A los dos meses de salir del hospital, una mujer con sus datos de filiación trabajaba de repositora en un supermarket de San Antonio, Texas. Permaneció allí dos años y se fue sin dejar rastros. Sólo conjeturas de que había recalado en el Medio Oeste: la rubia de risa fuerte de una gasolinera de Iowa se cansó de desmentir por entonces que, si bien se parecía a la protagonista de The Bus Stop, no lo era ni quería serlo. Y así hubo varios casos.

Hay quienes dicen que la mujer que a fines de la década del sesenta regenteaba el bar de un motel en las afueras de El Paso y que un día tiró la plancha de los bafles contra la pantalla del televisor durante la proyección de El príncipe y la corista en un canal retro era una resentida Marilyn; consecuentemente, hay quienes aseguran que para el casting de pasajeros de ¿Dónde está el piloto? se presentó una Norma Jean Baker (no Morteson) que era, aunque lo negaba, Marilyn o lo que quedaba de ella. No fue seleccionada, pero su nombre figura entre las postulantes y las pruebas de cámara lo atestiguarían. Incluso hay quienes aseguran –finalmente– que la anciana mujer desconocida que lloró largamente en el entierro de Di Maggio en marzo de 1999 era una dama platinada aún con lindísimas piernas.

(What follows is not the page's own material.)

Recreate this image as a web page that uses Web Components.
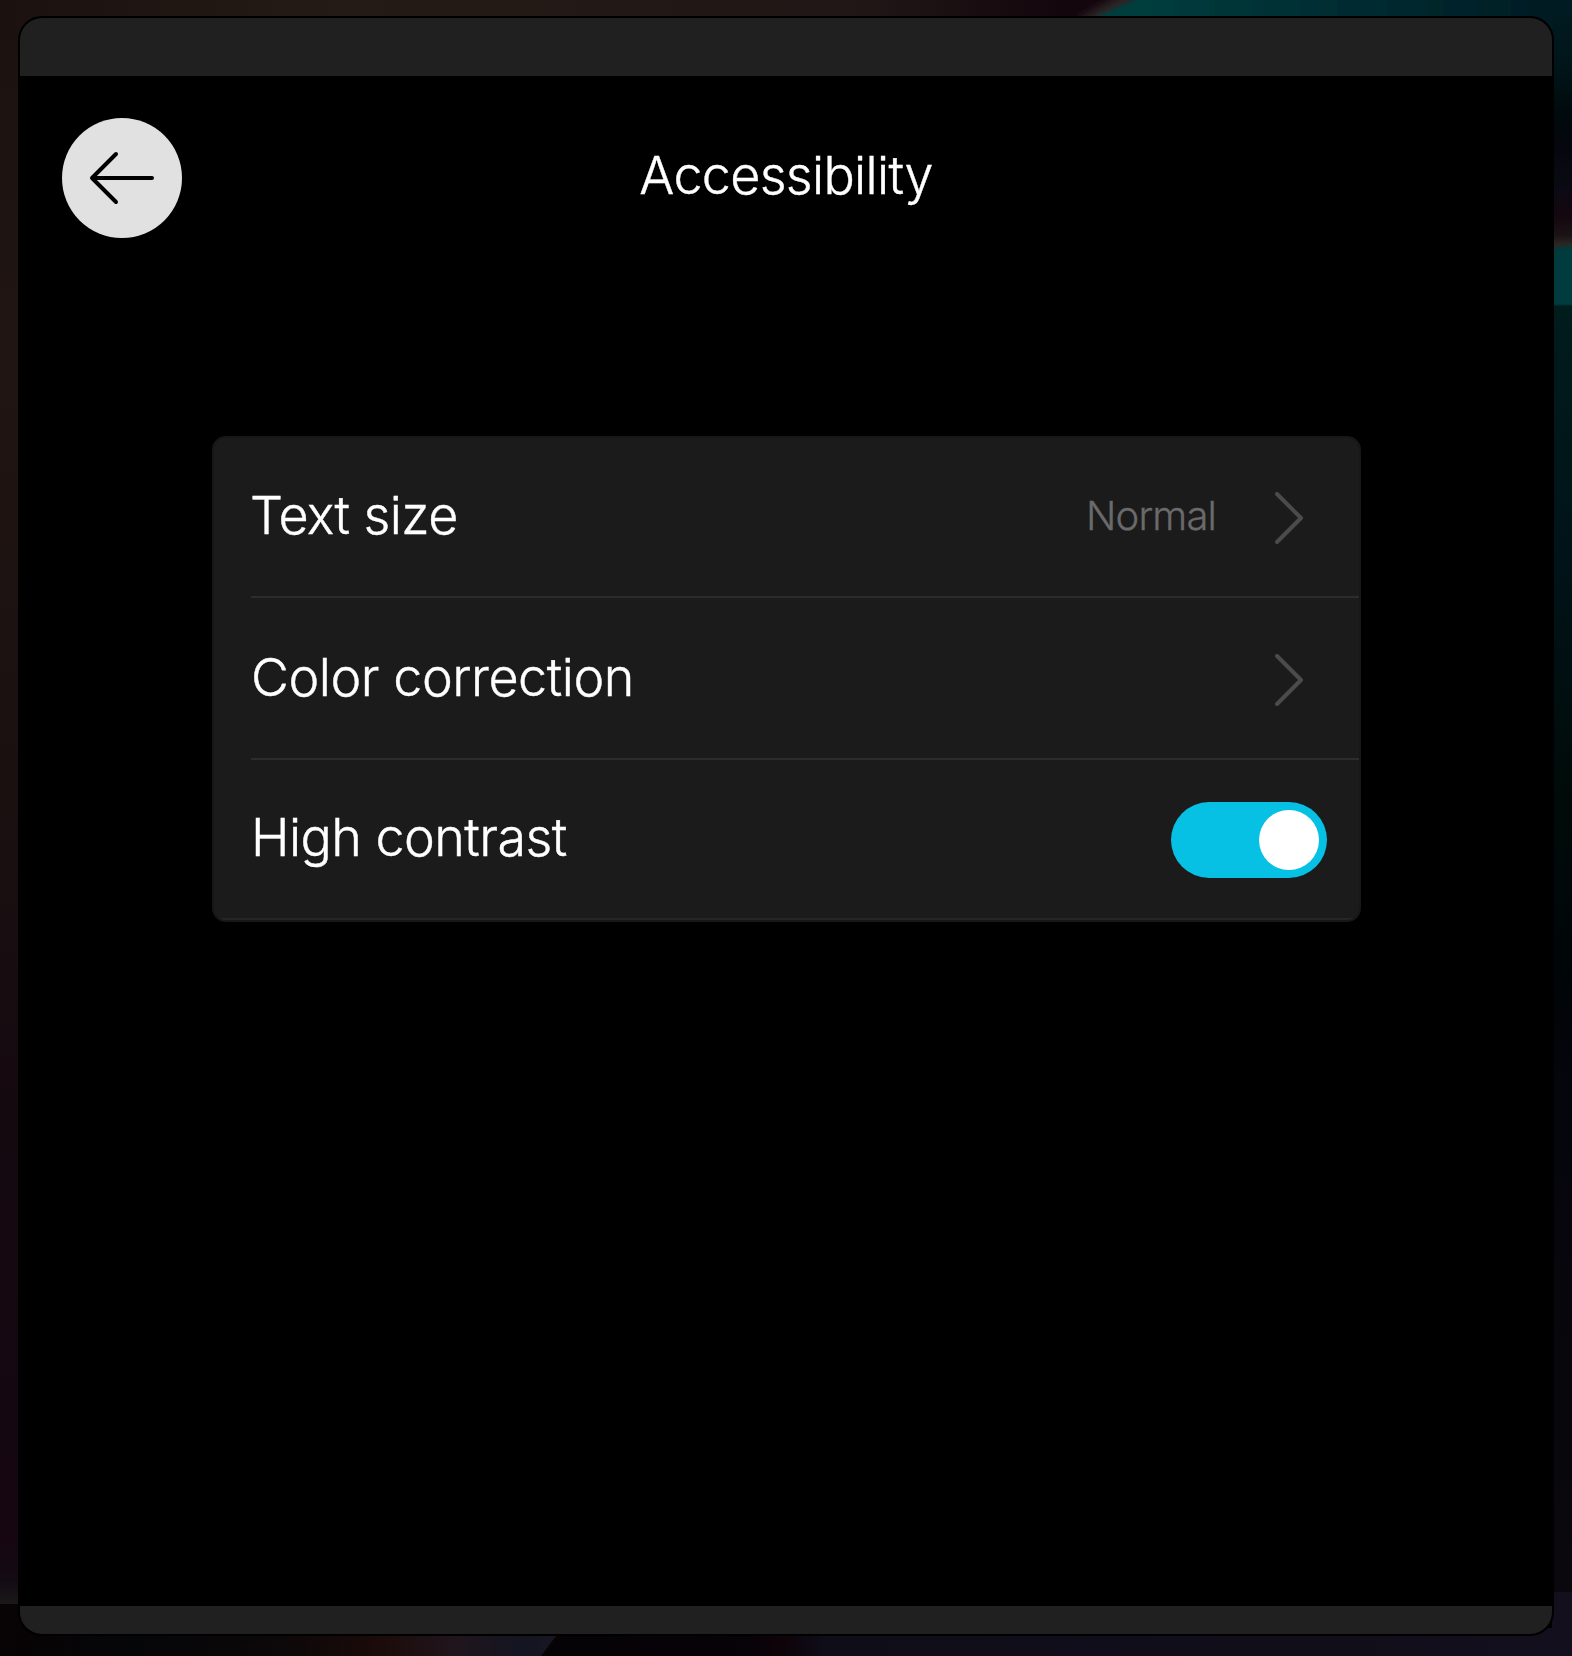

Quién otra podía ser sino ella...

Pero todas estas versiones, con ser tristes o mediocres, son más estimulantes que la esquemática y supuestamente ejemplar versión de su vida que ha terminado consolidándose y perdurado para el fantástico sentido común de los medios conservadores globalizados: esa Madre Norma que vimos ayer en la CNN, sufrida pero sonriente viejita de 86 años, arrugada como una pasa de uva bajo la cofia blanca con rayita celeste, rodeada de niños flacos y barrigudos en su misión humanitaria al este de la antigua Birmania que dicen que es –desde hace medio siglo, secretamente– la verdadera Marilyn Monroe, no nos interesa.

Hubiéramos preferido –nos quedamos, bah con– el mito de la rubia hermosa y desgraciada que se fue de largo una noche de hace medio siglo para volver sólo en nuestros demorados sueños.